The answer is YES. (Being $\mu^*$ the Lebesgue outer measure)

Proof: Let $S \subseteq \mathbb{R}^d$ such that $\mu^*(R) = \mu^*(R\cap S) + \mu^*(R\cap S^c) \ \ \ \ \forall R\in\mathcal{R}(\mathbb{R}^d)$.

For each $n \in \mathbb{N}$, $n \geqslant 1$, let $R_n = [-n, n]^d$. Then $\mu^*(R_n) = \mu^*(R_n\cap S) + \mu^*(R_n\cap S^c)$. Since $\mu(R_n) <+ \infty$ and $\mu^*$ is the outer measure induced by $\mu$, we can apply the following result

Let $\mu$ be a premeasure (or a measure) on a space $X$ such that $\mu(X) < \infty$. Then $E \subseteq X$ is Caratheodory measurable iff $ \mu^*(E)+ \mu^*(E^C) = \mu(X)$.

(the proof of this result can be found in this question)

So, we can conclude that $S\cap R_n$ is $\mu^*$-measurable in $R_n$ (that is, in $\mathcal{P}(R_n)$).

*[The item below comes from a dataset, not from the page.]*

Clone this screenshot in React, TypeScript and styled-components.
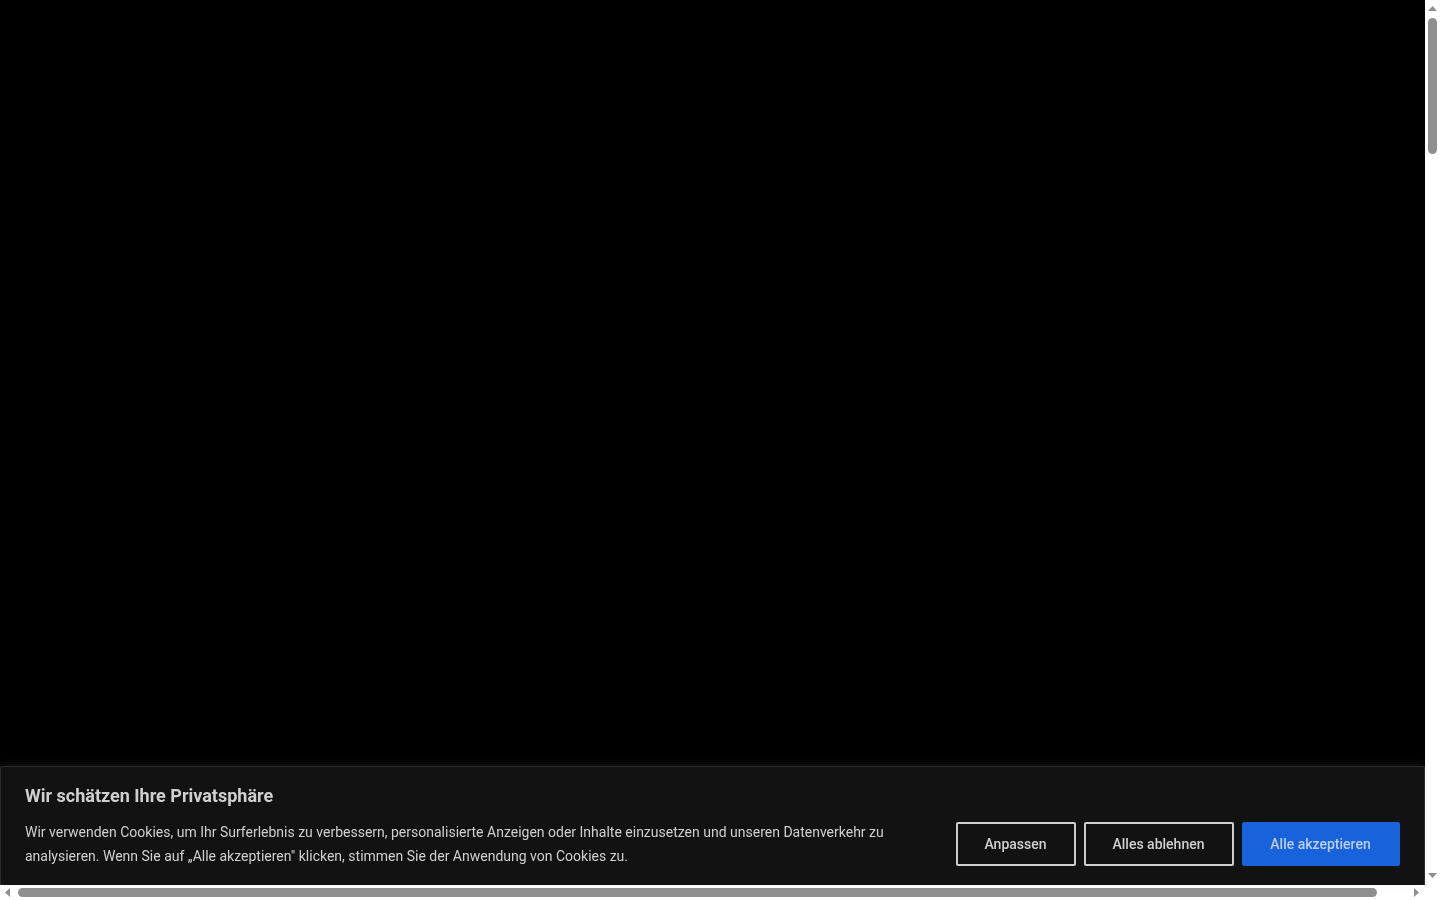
import React from 'react';
import styled, { createGlobalStyle } from 'styled-components';

const GlobalStyle = createGlobalStyle`
  html, body {
    margin: 0;
    height: 100%;
    overflow: hidden;
    background: #fff;
    font-family: Roboto, "Liberation Sans", sans-serif;
  }
`;

const Frame = styled.div`
  display: grid;
  grid-template-columns: 1425px 15px;
  grid-template-rows: 885px 15px;
  width: 1440px;
  height: 900px;
`;

const Viewport = styled.main`
  display: flex;
  flex-direction: column;
  justify-content: flex-end;
  background: #000;
`;

const Banner = styled.section`
  box-sizing: border-box;
  height: 119px;
  padding: 17px 24px 0;
  background: #121212;
  border: 1px solid #2b2b2b;
  border-bottom: none;
  border-radius: 2px 2px 0 0;
  box-shadow: 0 -1px 10px rgba(172, 171, 171, 0.15);
  color: #d0d0d0;
  will-change: opacity;
`;

const Title = styled.h2`
  margin: 0 0 12px;
  font-size: 18px;
  line-height: 24px;
  font-weight: 700;
`;

const Row = styled.div`
  display: flex;
  align-items: center;
  justify-content: space-between;
`;

const Message = styled.p`
  width: 880px;
  margin: 0;
  font-size: 14px;
  line-height: 24px;
`;

const Actions = styled.div`
  display: flex;
  gap: 8px;
`;

const ActionButton = styled.button<{ $primary?: boolean; $width: number }>`
  box-sizing: border-box;
  width: ${(p) => p.$width}px;
  height: 44px;
  padding: 0 1px 0 0;
  border: 2px solid ${(p) => (p.$primary ? '#1863dc' : '#d0d0d0')};
  border-radius: 2px;
  background: ${(p) => (p.$primary ? '#1863dc' : 'transparent')};
  color: ${(p) => (p.$primary ? '#bccfed' : '#d0d0d0')};
  font-family: inherit;
  font-size: 14px;
  font-weight: 500;
  cursor: pointer;
`;

const VerticalBar = styled.div`
  display: flex;
  flex-direction: column;
  align-items: center;
  background: #fff;
`;

const HorizontalBar = styled.div`
  display: flex;
  align-items: center;
  background: #fff;
`;

const VerticalThumb = styled.div`
  width: 9px;
  height: 136px;
  margin-top: 3px;
  margin-bottom: auto;
  border-radius: 5px;
  background: #8f8f8f;
`;

const HorizontalThumb = styled.div`
  width: 1359px;
  height: 9px;
  margin-left: 3px;
  margin-right: auto;
  border-radius: 5px;
  background: #8f8f8f;
`;

const Corner = styled.div`
  background: #fff;
`;

const Arrow = styled.svg`
  display: block;
  flex: none;
  width: 15px;
  height: 15px;
  fill: #8f8f8f;
`;

const ArrowIcon: React.FunctionComponent<{ points: string }> = ({ points }) => (
  <Arrow viewBox="0 0 15 15">
    <polygon points={points} />
  </Arrow>
);

const App: React.FunctionComponent = () => (
  <>
    <GlobalStyle />
    <Frame>
      <Viewport>
        <Banner>
          <Title>Wir schätzen Ihre Privatsphäre</Title>
          <Row>
            <Message>
              Wir verwenden Cookies, um Ihr Surferlebnis zu verbessern, personalisierte Anzeigen oder Inhalte einzusetzen und unseren Datenverkehr zu analysieren. Wenn Sie auf „Alle akzeptieren" klicken, stimmen Sie der Anwendung von Cookies zu.
            </Message>
            <Actions>
              <ActionButton $width={120}>Anpassen</ActionButton>
              <ActionButton $width={150}>Alles ablehnen</ActionButton>
              <ActionButton $width={158} $primary>Alle akzeptieren</ActionButton>
            </Actions>
          </Row>
        </Banner>
      </Viewport>
      <VerticalBar>
        <ArrowIcon points="3,11 12,11 7.5,6" />
        <VerticalThumb />
        <ArrowIcon points="3,3 12,3 7.5,8" />
      </VerticalBar>
      <HorizontalBar>
        <ArrowIcon points="10,3 10,12 5,7.5" />
        <HorizontalThumb />
        <ArrowIcon points="4,3 4,12 9,7.5" />
      </HorizontalBar>
      <Corner />
    </Frame>
  </>
);

export default App;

Since $R_n$ is $\mu^*$-measurable in $\mathbb{R}^d$, we have that $S\cap R_n$ is $\mu^*$-measurable in $\mathbb{R}^d$ (that is, in $\mathcal{P}(\mathbb{R}^d)$).

Since $S = \bigcup_{n=1}^\infty (S \cap R_n)$, we have that $S$ is $\mu^*$-measurable in $\mathbb{R}^d$ (that is, in $\mathcal{P}(\mathbb{R}^d)$).